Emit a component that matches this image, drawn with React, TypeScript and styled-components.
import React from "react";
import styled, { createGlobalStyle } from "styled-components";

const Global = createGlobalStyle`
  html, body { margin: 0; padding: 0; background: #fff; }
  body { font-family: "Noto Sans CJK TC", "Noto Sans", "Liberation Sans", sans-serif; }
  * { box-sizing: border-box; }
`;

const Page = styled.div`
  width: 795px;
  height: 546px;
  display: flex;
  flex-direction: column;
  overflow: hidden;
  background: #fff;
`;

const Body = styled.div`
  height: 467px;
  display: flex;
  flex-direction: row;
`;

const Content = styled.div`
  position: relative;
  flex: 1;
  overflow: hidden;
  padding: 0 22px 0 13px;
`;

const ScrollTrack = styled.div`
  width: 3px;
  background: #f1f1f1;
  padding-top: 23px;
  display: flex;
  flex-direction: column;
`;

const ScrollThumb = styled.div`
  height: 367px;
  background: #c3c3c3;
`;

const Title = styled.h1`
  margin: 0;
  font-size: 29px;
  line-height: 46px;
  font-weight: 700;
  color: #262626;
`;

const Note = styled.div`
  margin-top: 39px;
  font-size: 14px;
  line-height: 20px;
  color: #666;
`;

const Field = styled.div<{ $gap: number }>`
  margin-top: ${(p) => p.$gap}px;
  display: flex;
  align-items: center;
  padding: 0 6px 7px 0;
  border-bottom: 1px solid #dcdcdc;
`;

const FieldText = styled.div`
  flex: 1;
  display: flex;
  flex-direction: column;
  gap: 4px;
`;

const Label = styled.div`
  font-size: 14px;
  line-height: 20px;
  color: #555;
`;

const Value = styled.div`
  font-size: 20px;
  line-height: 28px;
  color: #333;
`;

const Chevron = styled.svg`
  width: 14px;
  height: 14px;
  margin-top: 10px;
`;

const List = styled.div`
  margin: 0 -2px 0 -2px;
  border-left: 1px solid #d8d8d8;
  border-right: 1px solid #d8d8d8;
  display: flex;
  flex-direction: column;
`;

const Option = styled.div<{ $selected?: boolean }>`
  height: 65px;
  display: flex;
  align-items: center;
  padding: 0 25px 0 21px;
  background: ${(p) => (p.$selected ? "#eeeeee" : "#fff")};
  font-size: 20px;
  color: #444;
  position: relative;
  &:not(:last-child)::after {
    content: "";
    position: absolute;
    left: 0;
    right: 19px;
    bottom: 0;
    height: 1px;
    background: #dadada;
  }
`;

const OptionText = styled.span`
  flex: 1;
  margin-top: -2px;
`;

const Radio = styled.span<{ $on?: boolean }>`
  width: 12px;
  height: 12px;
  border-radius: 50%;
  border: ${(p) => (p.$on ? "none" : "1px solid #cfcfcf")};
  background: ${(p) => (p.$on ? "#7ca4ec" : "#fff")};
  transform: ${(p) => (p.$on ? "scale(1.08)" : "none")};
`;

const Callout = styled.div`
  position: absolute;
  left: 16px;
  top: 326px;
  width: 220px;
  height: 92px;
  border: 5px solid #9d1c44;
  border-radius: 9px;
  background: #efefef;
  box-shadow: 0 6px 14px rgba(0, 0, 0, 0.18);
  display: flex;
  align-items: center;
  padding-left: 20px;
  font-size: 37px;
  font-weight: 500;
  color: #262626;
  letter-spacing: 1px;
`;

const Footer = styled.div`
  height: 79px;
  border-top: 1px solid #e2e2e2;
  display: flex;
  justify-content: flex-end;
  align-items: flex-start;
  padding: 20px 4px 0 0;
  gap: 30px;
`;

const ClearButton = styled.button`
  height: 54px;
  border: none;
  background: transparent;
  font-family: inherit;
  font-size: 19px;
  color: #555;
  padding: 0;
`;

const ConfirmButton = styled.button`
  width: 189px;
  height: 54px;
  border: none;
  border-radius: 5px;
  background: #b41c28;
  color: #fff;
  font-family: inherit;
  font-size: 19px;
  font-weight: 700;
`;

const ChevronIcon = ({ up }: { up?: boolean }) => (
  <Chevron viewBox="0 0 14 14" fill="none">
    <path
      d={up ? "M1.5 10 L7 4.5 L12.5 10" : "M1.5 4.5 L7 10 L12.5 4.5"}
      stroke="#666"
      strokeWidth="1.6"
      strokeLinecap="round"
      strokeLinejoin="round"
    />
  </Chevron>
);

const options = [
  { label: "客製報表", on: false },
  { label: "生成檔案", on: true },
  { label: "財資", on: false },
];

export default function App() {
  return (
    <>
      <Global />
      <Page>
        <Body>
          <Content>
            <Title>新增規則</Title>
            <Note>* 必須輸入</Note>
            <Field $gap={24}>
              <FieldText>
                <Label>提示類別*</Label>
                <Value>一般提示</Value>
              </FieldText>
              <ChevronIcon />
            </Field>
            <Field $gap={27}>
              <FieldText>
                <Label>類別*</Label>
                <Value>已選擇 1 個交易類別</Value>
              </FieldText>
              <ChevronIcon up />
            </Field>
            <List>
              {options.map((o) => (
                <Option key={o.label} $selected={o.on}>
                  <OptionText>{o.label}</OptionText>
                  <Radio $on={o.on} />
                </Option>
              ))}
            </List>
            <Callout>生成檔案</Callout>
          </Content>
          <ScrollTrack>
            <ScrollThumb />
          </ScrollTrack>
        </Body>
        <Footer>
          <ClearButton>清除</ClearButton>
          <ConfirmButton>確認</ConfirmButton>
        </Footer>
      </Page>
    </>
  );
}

□ □ □ □ □ □ □

Your task:
Output the data above exactly, please, line for line.

Complete answer:
Emit a component that matches this image, drawn with React, TypeScript and styled-components.
import React from "react";
import styled, { createGlobalStyle } from "styled-components";

const Global = createGlobalStyle`
  html, body { margin: 0; padding: 0; background: #fff; }
  body { font-family: "Noto Sans CJK TC", "Noto Sans", "Liberation Sans", sans-serif; }
  * { box-sizing: border-box; }
`;

const Page = styled.div`
  width: 795px;
  height: 546px;
  display: flex;
  flex-direction: column;
  overflow: hidden;
  background: #fff;
`;

const Body = styled.div`
  height: 467px;
  display: flex;
  flex-direction: row;
`;

const Content = styled.div`
  position: relative;
  flex: 1;
  overflow: hidden;
  padding: 0 22px 0 13px;
`;

const ScrollTrack = styled.div`
  width: 3px;
  background: #f1f1f1;
  padding-top: 23px;
  display: flex;
  flex-direction: column;
`;

const ScrollThumb = styled.div`
  height: 367px;
  background: #c3c3c3;
`;

const Title = styled.h1`
  margin: 0;
  font-size: 29px;
  line-height: 46px;
  font-weight: 700;
  color: #262626;
`;

const Note = styled.div`
  margin-top: 39px;
  font-size: 14px;
  line-height: 20px;
  color: #666;
`;

const Field = styled.div<{ $gap: number }>`
  margin-top: ${(p) => p.$gap}px;
  display: flex;
  align-items: center;
  padding: 0 6px 7px 0;
  border-bottom: 1px solid #dcdcdc;
`;

const FieldText = styled.div`
  flex: 1;
  display: flex;
  flex-direction: column;
  gap: 4px;
`;

const Label = styled.div`
  font-size: 14px;
  line-height: 20px;
  color: #555;
`;

const Value = styled.div`
  font-size: 20px;
  line-height: 28px;
  color: #333;
`;

const Chevron = styled.svg`
  width: 14px;
  height: 14px;
  margin-top: 10px;
`;

const List = styled.div`
  margin: 0 -2px 0 -2px;
  border-left: 1px solid #d8d8d8;
  border-right: 1px solid #d8d8d8;
  display: flex;
  flex-direction: column;
`;

const Option = styled.div<{ $selected?: boolean }>`
  height: 65px;
  display: flex;
  align-items: center;
  padding: 0 25px 0 21px;
  background: ${(p) => (p.$selected ? "#eeeeee" : "#fff")};
  font-size: 20px;
  color: #444;
  position: relative;
  &:not(:last-child)::after {
    content: "";
    position: absolute;
    left: 0;
    right: 19px;
    bottom: 0;
    height: 1px;
    background: #dadada;
  }
`;

const OptionText = styled.span`
  flex: 1;
  margin-top: -2px;
`;

const Radio = styled.span<{ $on?: boolean }>`
  width: 12px;
  height: 12px;
  border-radius: 50%;
  border: ${(p) => (p.$on ? "none" : "1px solid #cfcfcf")};
  background: ${(p) => (p.$on ? "#7ca4ec" : "#fff")};
  transform: ${(p) => (p.$on ? "scale(1.08)" : "none")};
`;

const Callout = styled.div`
  position: absolute;
  left: 16px;
  top: 326px;
  width: 220px;
  height: 92px;
  border: 5px solid #9d1c44;
  border-radius: 9px;
  background: #efefef;
  box-shadow: 0 6px 14px rgba(0, 0, 0, 0.18);
  display: flex;
  align-items: center;
  padding-left: 20px;
  font-size: 37px;
  font-weight: 500;
  color: #262626;
  letter-spacing: 1px;
`;

const Footer = styled.div`
  height: 79px;
  border-top: 1px solid #e2e2e2;
  display: flex;
  justify-content: flex-end;
  align-items: flex-start;
  padding: 20px 4px 0 0;
  gap: 30px;
`;

const ClearButton = styled.button`
  height: 54px;
  border: none;
  background: transparent;
  font-family: inherit;
  font-size: 19px;
  color: #555;
  padding: 0;
`;

const ConfirmButton = styled.button`
  width: 189px;
  height: 54px;
  border: none;
  border-radius: 5px;
  background: #b41c28;
  color: #fff;
  font-family: inherit;
  font-size: 19px;
  font-weight: 700;
`;

const ChevronIcon = ({ up }: { up?: boolean }) => (
  <Chevron viewBox="0 0 14 14" fill="none">
    <path
      d={up ? "M1.5 10 L7 4.5 L12.5 10" : "M1.5 4.5 L7 10 L12.5 4.5"}
      stroke="#666"
      strokeWidth="1.6"
      strokeLinecap="round"
      strokeLinejoin="round"
    />
  </Chevron>
);

const options = [
  { label: "客製報表", on: false },
  { label: "生成檔案", on: true },
  { label: "財資", on: false },
];

export default function App() {
  return (
    <>
      <Global />
      <Page>
        <Body>
          <Content>
            <Title>新增規則</Title>
            <Note>* 必須輸入</Note>
            <Field $gap={24}>
              <FieldText>
                <Label>提示類別*</Label>
                <Value>一般提示</Value>
              </FieldText>
              <ChevronIcon />
            </Field>
            <Field $gap={27}>
              <FieldText>
                <Label>類別*</Label>
                <Value>已選擇 1 個交易類別</Value>
              </FieldText>
              <ChevronIcon up />
            </Field>
            <List>
              {options.map((o) => (
                <Option key={o.label} $selected={o.on}>
                  <OptionText>{o.label}</OptionText>
                  <Radio $on={o.on} />
                </Option>
              ))}
            </List>
            <Callout>生成檔案</Callout>
          </Content>
          <ScrollTrack>
            <ScrollThumb />
          </ScrollTrack>
        </Body>
        <Footer>
          <ClearButton>清除</ClearButton>
          <ConfirmButton>確認</ConfirmButton>
        </Footer>
      </Page>
    </>
  );
}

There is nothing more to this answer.